I fashioned a stick to lash my flexible scope cam to. Hopefully video of my clustered bees to follow. The bright LED on the cam and the intrusion attracts attention, but I am tinkering with it.


----------



## ruthiesbees (Aug 27, 2013)

Sugar bricks can be suspended from mesh bags on an empty topbar. Or you can press fondant into old drone comb. It's warm enough here that I can just put the sugar bricks on the floor of the hive and they will get them, but in PA, you would want them next to the bars of honey.


----------



## bee keeper chef (Nov 1, 2015)

I put candy boards on and all hives they are double deep 10 frame hives. All of them were really heavy with top boxes packed with honey. I am not sure they will need the feed but if it gets cold and stays cold especially in late spring they will have sugar to eat. I use Laurie's sugar recipe. Bees move up and if they get to the top and it is still really cold they have sugar. That is my reasoning anyway. You are not that far from me and you never know how cold and how long winter will stick around. I try to get sugar on after my last OAV that is done and sugar is on.


----------



## Aladdin (May 28, 2015)

@Nordak You insert this on the floor or over the top bars? Thanks!


----------



## Aladdin (May 28, 2015)

Thanks everyone for your thoughtful responses. I also re read Wyatt Magnum, he actually squirts syrup onto the empty comb!


----------



## Nordak (Jun 17, 2016)

It's basically a frame the size of comb in a TBH with plenty of bee space around the perimeter so they can move past it. It rests just like a top bar on the sides of the hive. It is 1.5" deep. I set mine on the back of the honey section for emergency purposes, against the last capped comb. I've found they will generally eat the sugar frame first as they'll break cluster on warmer days and head to the back.


----------



## ruthiesbees (Aug 27, 2013)

Aladdin said:


> Thanks everyone for your thoughtful responses. I also re read Wyatt Magnum, he actually squirts syrup onto the empty comb!


Wyatt is in a bit warmer area than you (as am I) and the bees here frequently break cluster and have many warm days that they can dehydrate syrup. Do be cautious of how much moisture you would be adding if you used straight syrup in the combs. That's why my preference is for the sugar block.







this is what I use now







this is what I did the first year. Drone comb with fondant pushed into it.


----------



## Nordak (Jun 17, 2016)

Ruth, I just saved an orange (the fruit) bag thinking I might try your hanging sugar block trick. Very clever and easy.


----------



## sqkcrk (Dec 10, 2005)

Aladdin said:


> I just have a bad feeling they dont have enough stores!

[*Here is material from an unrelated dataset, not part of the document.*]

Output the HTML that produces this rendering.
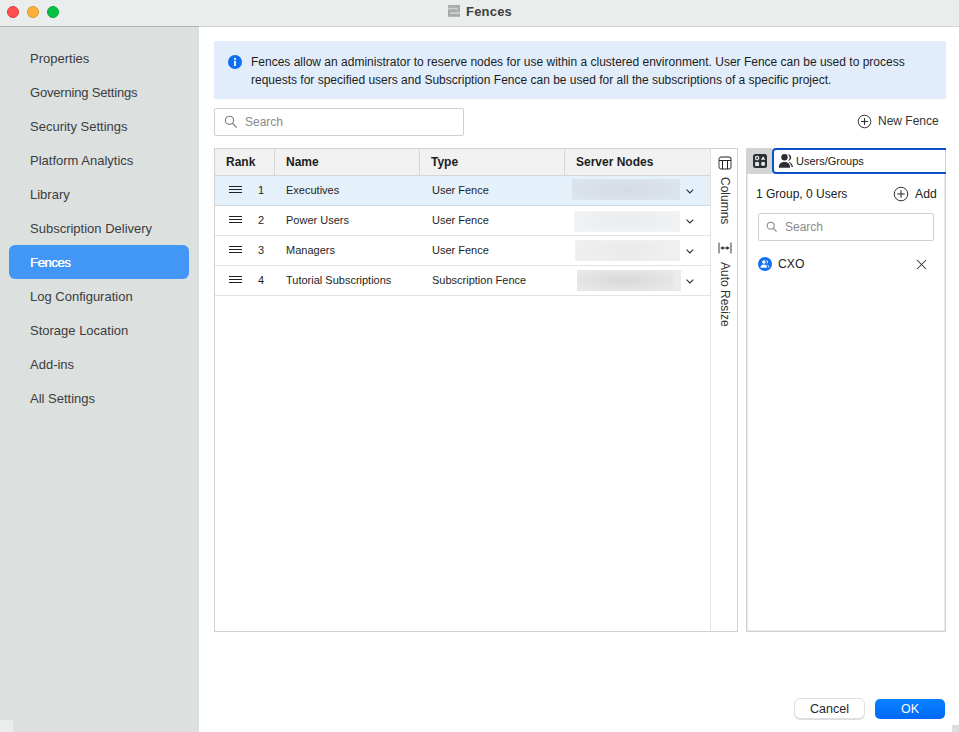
<!DOCTYPE html>
<html><head><meta charset="utf-8">
<style>
*{box-sizing:border-box;margin:0;padding:0}
html,body{width:959px;height:732px;overflow:hidden;background:#fff;font-family:"Liberation Sans",sans-serif;color:#222}
.abs{position:absolute}
svg{position:absolute;overflow:visible}
#title{left:0;top:0;width:959px;height:26px;background:#e9edec}
.dot{position:absolute;top:6px;width:12px;height:12px;border-radius:50%}
#side{left:0;top:27px;width:199px;height:705px;background:#dce0df}
.nav{position:absolute;left:30px;font-size:13px;color:#3b3d3e;line-height:16px;white-space:nowrap}
#sel{left:9px;top:245px;width:180px;height:34px;background:#4296f5;border-radius:6px}
#info{left:214px;top:41px;width:732px;height:58px;background:#e1edfb}
.t12{font-size:12px;line-height:18px;white-space:nowrap}
#search{left:214px;top:108px;width:250px;height:28px;border:1px solid #cfcfcf;border-radius:2px;background:#fff}
#table{left:214px;top:148px;width:524px;height:484px;border:1px solid #d2d2d2;background:#fff}
#thead{left:0;top:0;width:495px;height:27px;background:#f1f1f1;border-bottom:1px solid #d6d6d6}
.th{position:absolute;top:0;height:26px;font-weight:bold;font-size:12px;line-height:26px;color:#1e1e1e;white-space:nowrap}
.vd{position:absolute;top:0;width:1px;height:26px;background:#d6d6d6}
.row{position:absolute;left:0;width:495px;height:30px;border-bottom:1px solid #e3e3e3}
.cell{position:absolute;top:0;font-size:11px;line-height:29px;color:#1e1e1e;white-space:nowrap}
.blur{position:absolute;left:357px;width:108px;height:21px;filter:blur(0.4px)}
#colstrip{left:495px;top:0;width:1px;height:482px;background:#e2e2e2}
#rp{left:746px;top:174px;width:200px;height:458px;border:1px solid #cfd1d1;border-top:none;background:#fff;box-shadow:inset 1px -1px 0 #eaebeb,inset -1px 0 0 #eaebeb}
.btn{position:absolute;height:21px;border-radius:5px;font-size:13px;line-height:21px;text-align:center}
.vt{position:absolute;font-size:12px;line-height:14px;color:#333;transform-origin:0 0;transform:rotate(90deg);white-space:nowrap}
</style></head><body>
<div id="title" class="abs">
  <div class="dot" style="left:7px;background:#fe4e4e;border:0.5px solid #e03a3a"></div>
  <div class="dot" style="left:27px;background:#feb03b;border:0.5px solid #e0952a"></div>
  <div class="dot" style="left:47px;background:#05c245;border:0.5px solid #03a838"></div>
  <svg style="left:448px;top:5px" width="12" height="12" viewBox="0 0 12 12">
    <rect x="0" y="0" width="12" height="11.8" fill="#a9aaaa"/>
    <rect x="0" y="2.8" width="10" height="1.6" fill="#cfd1d1"/>
    <rect x="9.2" y="4.4" width="0.9" height="2.6" fill="#c4c6c6"/>
    <rect x="2" y="7.2" width="10" height="1.7" fill="#cfd1d1"/>
    <rect x="1" y="0.9" width="3.5" height="0.7" fill="#b8b9b9"/>
  </svg>
  <div class="abs" style="left:466px;top:4px;font-size:13px;font-weight:bold;color:#404040;line-height:16px;letter-spacing:0.2px">Fences</div>
</div>
<div id="side" class="abs"></div>
<div class="abs" style="left:0;top:26px;width:199px;height:1px;background:#aeb2b1"></div>
<div class="abs" style="left:199px;top:26px;width:760px;height:1px;background:#d3d4d4"></div>
<div id="sel" class="abs"></div>
<div class="nav" style="top:51px">Properties</div>
<div class="nav" style="top:85px;letter-spacing:-0.18px">Governing Settings</div>
<div class="nav" style="top:119px">Security Settings</div>
<div class="nav" style="top:153px">Platform Analytics</div>
<div class="nav" style="top:187px">Library</div>
<div class="nav" style="top:221px">Subscription Delivery</div>
<div class="nav" style="top:255px;color:#fff;letter-spacing:-0.4px;text-shadow:0.35px 0 0 #fff">Fences</div>
<div class="nav" style="top:289px">Log Configuration</div>
<div class="nav" style="top:323px">Storage Location</div>
<div class="nav" style="top:357px">Add-ins</div>
<div class="nav" style="top:391px">All Settings</div>
<div class="abs" style="left:0;top:720px;width:13px;height:12px;background:#e9eeec"></div>

<div id="info" class="abs">
  <svg style="left:14px;top:14px" width="14" height="14" viewBox="0 0 14 14">
    <circle cx="7" cy="7" r="7" fill="#0f6ff0"/>
    <rect x="6.1" y="3" width="1.8" height="1.8" fill="#fff"/>
    <rect x="6.1" y="5.8" width="1.8" height="5.2" fill="#fff"/>
  </svg>
  <div class="abs t12" style="left:37px;top:12px;color:#1d1d1d">Fences allow an administrator to reserve nodes for use within a clustered environment. User Fence can be used to process<br>requests for specified users and Subscription Fence can be used for all the subscriptions of a specific project.</div>
</div>

<div id="search" class="abs">
  <svg style="left:10px;top:7px" width="14" height="14" viewBox="0 0 14 14">
    <circle cx="4.5" cy="4.3" r="4.1" fill="none" stroke="#7c7c7c" stroke-width="1.15"/>
    <line x1="7.4" y1="7.2" x2="11.6" y2="11.5" stroke="#7c7c7c" stroke-width="1.2"/>
  </svg>
  <div class="abs" style="left:30px;top:5px;font-size:12px;color:#8a8a8a;line-height:16px">Search</div>
</div>
<svg style="left:857px;top:114px" width="15" height="15" viewBox="0 0 15 15">
  <circle cx="7.5" cy="7.5" r="6.3" fill="none" stroke="#333" stroke-width="1"/>
  <line x1="7.5" y1="4" x2="7.5" y2="11" stroke="#333" stroke-width="1.1"/>
  <line x1="4" y1="7.5" x2="11" y2="7.5" stroke="#333" stroke-width="1.1"/>
</svg>
<div class="abs" style="left:878px;top:113px;font-size:12px;line-height:16px;color:#333">New Fence</div>

<div id="table" class="abs">
  <div id="thead" class="abs">
    <div class="th" style="left:11px">Rank</div>
    <div class="vd" style="left:59px"></div>
    <div class="th" style="left:71px">Name</div>
    <div class="vd" style="left:204px"></div>
    <div class="th" style="left:216px">Type</div>
    <div class="vd" style="left:349px"></div>
    <div class="th" style="left:361px">Server Nodes</div>
  </div>
  <div class="row" style="top:27px;background:#e4f0fa;border-bottom-color:#cfdbe6">
    <svg style="left:14px;top:9px" width="14" height="8"><path d="M0 1.5H13M0 4.5H13M0 7.5H13" stroke="#222" stroke-width="1"/></svg>
    <div class="cell" style="left:43px">1</div><div class="cell" style="left:71px">Executives</div><div class="cell" style="left:217px">User Fence</div>
    <div class="blur" style="top:3px;background:radial-gradient(ellipse 60% 70% at 50% 50%,#d4dbe3,#dce4ec)"></div>
    <svg style="left:471px;top:13px" width="9" height="5"><path d="M0.6 0.6L3.9 3.9L7.2 0.6" fill="none" stroke="#2a2a2a" stroke-width="1.05"/></svg>
  </div>
  <div class="row" style="top:57px">
    <svg style="left:14px;top:9px" width="14" height="8"><path d="M0 1.5H13M0 4.5H13M0 7.5H13" stroke="#222" stroke-width="1"/></svg>
    <div class="cell" style="left:43px">2</div><div class="cell" style="left:71px">Power Users</div><div class="cell" style="left:217px">User Fence</div>
    <div class="blur" style="top:5px;background:radial-gradient(ellipse 60% 70% at 50% 45%,#e9ebed,#f2f3f4);left:359px;width:106px"></div>
    <svg style="left:471px;top:13px" width="9" height="5"><path d="M0.6 0.6L3.9 3.9L7.2 0.6" fill="none" stroke="#2a2a2a" stroke-width="1.05"/></svg>
  </div>
  <div class="row" style="top:87px">
    <svg style="left:14px;top:9px" width="14" height="8"><path d="M0 1.5H13M0 4.5H13M0 7.5H13" stroke="#222" stroke-width="1"/></svg>
    <div class="cell" style="left:43px">3</div><div class="cell" style="left:71px">Managers</div><div class="cell" style="left:217px">User Fence</div>
    <div class="blur" style="top:4px;background:radial-gradient(ellipse 60% 70% at 50% 50%,#eaeaea,#f0f0f0);left:360px;width:105px"><div class="abs" style="left:89px;top:0;width:16px;height:21px;background:#efefef"></div></div>
    <svg style="left:471px;top:13px" width="9" height="5"><path d="M0.6 0.6L3.9 3.9L7.2 0.6" fill="none" stroke="#2a2a2a" stroke-width="1.05"/></svg>
  </div>
  <div class="row" style="top:117px">
    <svg style="left:14px;top:9px" width="14" height="8"><path d="M0 1.5H13M0 4.5H13M0 7.5H13" stroke="#222" stroke-width="1"/></svg>
    <div class="cell" style="left:43px">4</div><div class="cell" style="left:71px">Tutorial Subscriptions</div><div class="cell" style="left:217px">Subscription Fence</div>
    <div class="blur" style="top:4px;background:radial-gradient(ellipse 55% 60% at 45% 50%,#d8d8d8,#e8e8e8);left:362px;width:104px"><div class="abs" style="left:97px;top:0;width:7px;height:21px;background:#ebebeb"></div></div>
    <svg style="left:471px;top:13px" width="9" height="5"><path d="M0.6 0.6L3.9 3.9L7.2 0.6" fill="none" stroke="#2a2a2a" stroke-width="1.05"/></svg>
  </div>
  <div id="colstrip" class="abs"></div>
  <svg style="left:503px;top:7px" width="14" height="14" viewBox="0 0 14 14">
    <rect x="1" y="1" width="12" height="12" rx="2.5" fill="none" stroke="#6a6a6a" stroke-width="1.3"/>
    <path d="M1 4.5H13M4.5 4.5V13M9.5 4.5V13" stroke="#222" stroke-width="1"/>
  </svg>
  <div class="vt" style="left:517px;top:28px">Columns</div>
  <svg style="left:503px;top:93px" width="14" height="12" viewBox="0 0 14 12">
    <path d="M1 0.5V11.5M13 0.5V11.5" stroke="#6a6a6a" stroke-width="1.3"/>
    <path d="M4 6H10" stroke="#2a2a2a" stroke-width="1.1"/>
    <path d="M2.4 6L5.2 3.9V8.1ZM11.6 6L8.8 3.9V8.1Z" fill="#2a2a2a"/>
  </svg>
  <div class="vt" style="left:517px;top:113px">Auto Resize</div>
</div>

<div class="abs" style="left:746px;top:148px;width:26px;height:26px;background:#d3d5d5"></div>
<svg style="left:753px;top:154px" width="14" height="14" viewBox="0 0 14 14">
  <rect x="0" y="0" width="14" height="14" rx="2.5" fill="#2b2f33"/>
  <circle cx="4.1" cy="4.1" r="1.65" fill="none" stroke="#e6e6e6" stroke-width="1.25"/>
  <path d="M10.1 2.2L12.3 5.7H7.9Z" fill="#e6e6e6"/>
  <rect x="2.1" y="8.1" width="3.9" height="3.9" fill="#e6e6e6"/>
  <circle cx="10.1" cy="9.9" r="2.05" fill="#e6e6e6"/>
</svg>
<div class="abs" style="left:772px;top:148px;width:174px;height:26px;overflow:hidden"><div class="abs" style="left:0;top:0;width:180px;height:26px;border:2.2px solid #0b52c8;border-radius:4px;background:#fff"></div><div class="abs" style="left:173px;top:2px;width:1px;height:22px;background:#d2d2d2"></div></div>
<svg style="left:778px;top:154px" width="16" height="14" viewBox="0 0 16 14">
  <path d="M9.6 0.3C11.6 0.1 13.2 1.7 13.2 3.5C13.2 5.3 11.8 6.8 10 6.9C11 6 11.6 4.9 11.6 3.5C11.6 2.2 10.9 1 9.6 0.3Z" fill="#2b2f33"/>
  <path d="M11.2 7.9C13.4 8.8 14.8 10.6 15 13H13.6C13.3 11.2 12.4 9.6 10.9 8.6Z" fill="#2b2f33"/>
  <circle cx="6.5" cy="3.2" r="3.2" fill="#2b2f33"/>
  <path d="M0.9 13.8V12.6C0.9 10 3 8 6.45 8C9.9 8 12 10 12 12.6V13.8Z" fill="#2b2f33"/>
</svg>
<div class="abs" style="left:796px;top:154px;font-size:11px;line-height:14px;color:#222">Users/Groups</div>
<div id="rp" class="abs"></div>
<div class="abs" style="left:756px;top:186px;font-size:12px;line-height:16px;color:#222">1 Group, 0 Users</div>
<svg style="left:893px;top:186px" width="16" height="16" viewBox="0 0 16 16">
  <circle cx="8" cy="8" r="6.8" fill="none" stroke="#333" stroke-width="1"/>
  <line x1="8" y1="4.3" x2="8" y2="11.7" stroke="#333" stroke-width="1.1"/>
  <line x1="4.3" y1="8" x2="11.7" y2="8" stroke="#333" stroke-width="1.1"/>
</svg>
<div class="abs" style="left:915px;top:186px;font-size:12.2px;line-height:16px;color:#222">Add</div>
<div class="abs" style="left:758px;top:213px;width:176px;height:28px;border:1px solid #cfcfcf;border-radius:2px"></div>
<svg style="left:766px;top:221px" width="12" height="12" viewBox="0 0 12 12">
  <circle cx="4.7" cy="4.7" r="3.5" fill="none" stroke="#8a8a8a" stroke-width="1.1"/>
  <line x1="7.3" y1="7.3" x2="10.6" y2="10.6" stroke="#8a8a8a" stroke-width="1.2"/>
</svg>
<div class="abs" style="left:785px;top:219px;font-size:12px;line-height:16px;color:#8a8a8a">Search</div>
<svg style="left:758px;top:257px" width="14" height="14" viewBox="0 0 14 14">
  <circle cx="7" cy="7" r="7" fill="#0f6ff0"/>
  <circle cx="5.8" cy="5" r="1.8" fill="#fff"/>
  <path d="M2.5 10.8C2.5 8.7 3.8 7.6 5.8 7.6C7.8 7.6 9.1 8.7 9.1 10.8Z" fill="#fff"/>
  <path d="M8.3 3.4A1.7 1.7 0 0 1 8.6 6.6M9.5 7.9C10.4 8.5 10.9 9.4 11 10.6" fill="none" stroke="#fff" stroke-width="0.9"/>
</svg>
<div class="abs" style="left:778px;top:256px;font-size:12.2px;line-height:16px;color:#222">CXO</div>
<svg style="left:916px;top:259px" width="11" height="11" viewBox="0 0 11 11">
  <path d="M1 1L10 10M10 1L1 10" stroke="#333" stroke-width="1.05"/>
</svg>

<div class="btn" style="left:794px;top:698px;width:71px;background:#fff;border:1px solid #e0e0e0;border-radius:6px;box-shadow:0 1px 0.6px rgba(0,0,0,0.13);color:#262626;font-size:12.5px;line-height:21px">Cancel</div>
<div class="btn" style="left:875px;top:699px;width:70px;height:20px;background:linear-gradient(#0782ff,#0068f6);color:#fff;font-size:12.5px;line-height:21px">OK</div>
<div class="abs" style="left:952px;top:725px;width:7px;height:7px;background:#dcdfde"></div>
</body></html>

 Have you done anything to determine whether they do have enough stores? Like weighing or at least hefting the hive to see if it is really heavy? Have you fed them earlier this year?


----------



## beepro (Dec 31, 2012)

With a growing healthy hive, now is the time to put in the sugar. Mine already using
the loose sugar on the bottom board poured in 4 lbs. at a time to make the new broods. It is
too cold now so they're using the sugar to warm themselves up a bit while providing some feed to
the new broods now. They will eat a lot so put in more!


----------



## Aladdin (May 28, 2015)

Good point about the moisture. The mesh bag is ingenious!


----------



## Aladdin (May 28, 2015)

I did earlier and wasnt too impressed now the winter has turned out to be really cold im more worried


----------



## ruthiesbees (Aug 27, 2013)

It was 78 degrees today so I went ahead and checked on the one nuc that I questioned whether it had enough stores. The nuc isn't large enough to hold a feeder so it got the sugar bricks in a mesh bag. The 3 min video shows you how the bees are able to get in/out of the mesh. The bag is attached to an empty brood comb because having the drawn comb helps to balance the weight of the sugar bricks so they don't twist. 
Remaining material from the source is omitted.